Ah, Austria – you’re not just perfectly manicured meadows, quaint villages, dank Fritzl rooms, and staggering mountains, are you?
We all returned to the same track, but with a different name for the round, seven days after Vinales and Rossi missed being slaughtered by centimetres. We were all still raw emotion. But to not watch this round was unthinkable.
Surely it would not be as astonishing as the previous round? Surely the Race Gods would pause to draw a breath?
Nah. They doubled down.
The concerned Austrians had managed to extend the air-fence on that fateful corner, and added some catch-fencing above it in case Morbidelli and Zarco, or someone else, felt like throwing their race-bikes at the sun.

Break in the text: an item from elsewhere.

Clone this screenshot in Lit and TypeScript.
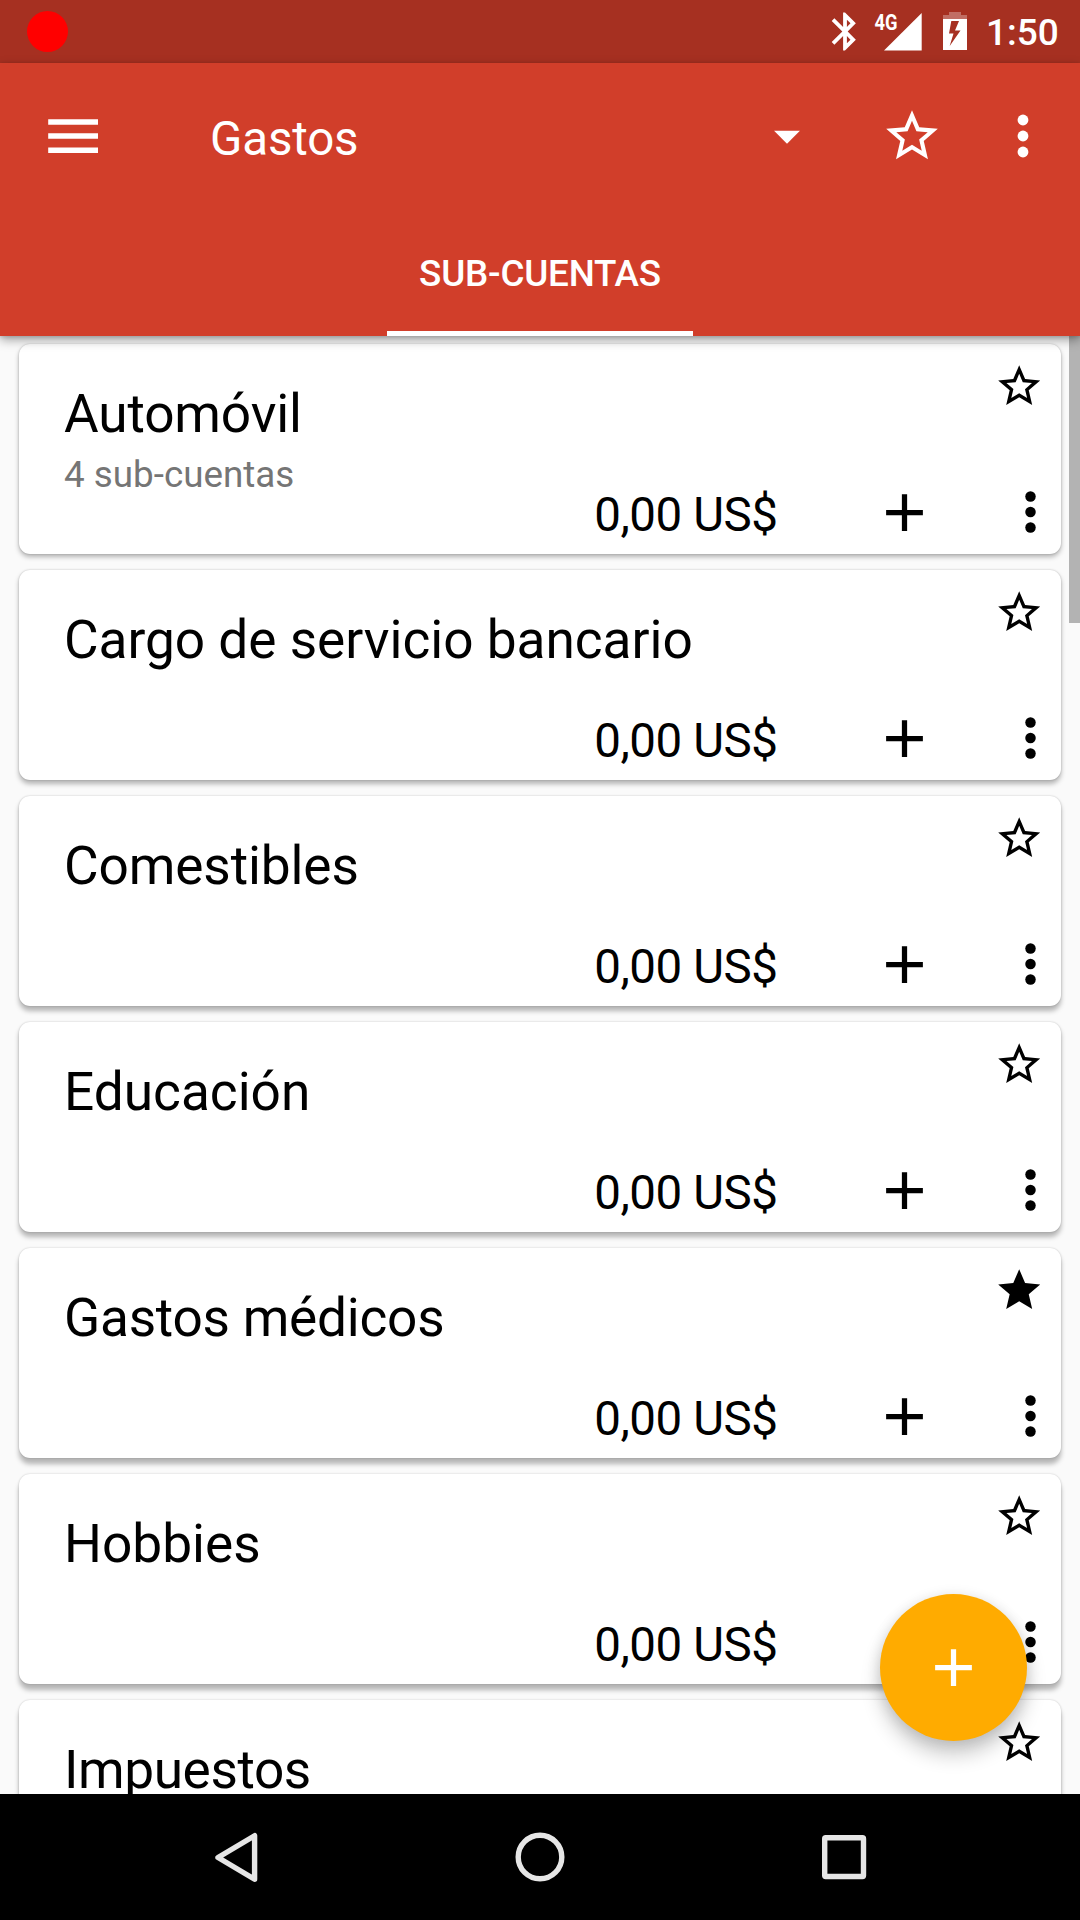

The riders examined it, and deemed it a pretty good effort in the time the Austrians had to actually “do something”. I’m tipping there might be a redesign of that whole section next year.
Anyway, the weekend opened with the news that Zarco would be starting his race from pit-lane. This was his penalty for “Irresponsible riding” in the incident with Morbidelli at the previous round.
Oliveira was still full of hate for Aleix Espergaro, and the pair were looking daggers at each other during practice. There were also daggers being cast towards the recently created Stewards Panel and its seemingly unequal calls.
Aleix took time out from hating Oliveira to comment.
“It’s unanimous – every rider in the safety commission isn’t happy,” he said. “I know it’s not easy, but what we don’t feel comfortable with is that it’s always different. They aren’t always equal with the same actions. It depends if the rider crashes or not. It depends if they’re leading the race or not. It depends if they’re MotoGP or Moto3. The rules are the rules, and it doesn’t matter if it’s two guys fighting for 20th in Moto2 or if it’s Valentino Rossi and Marc Marquez.”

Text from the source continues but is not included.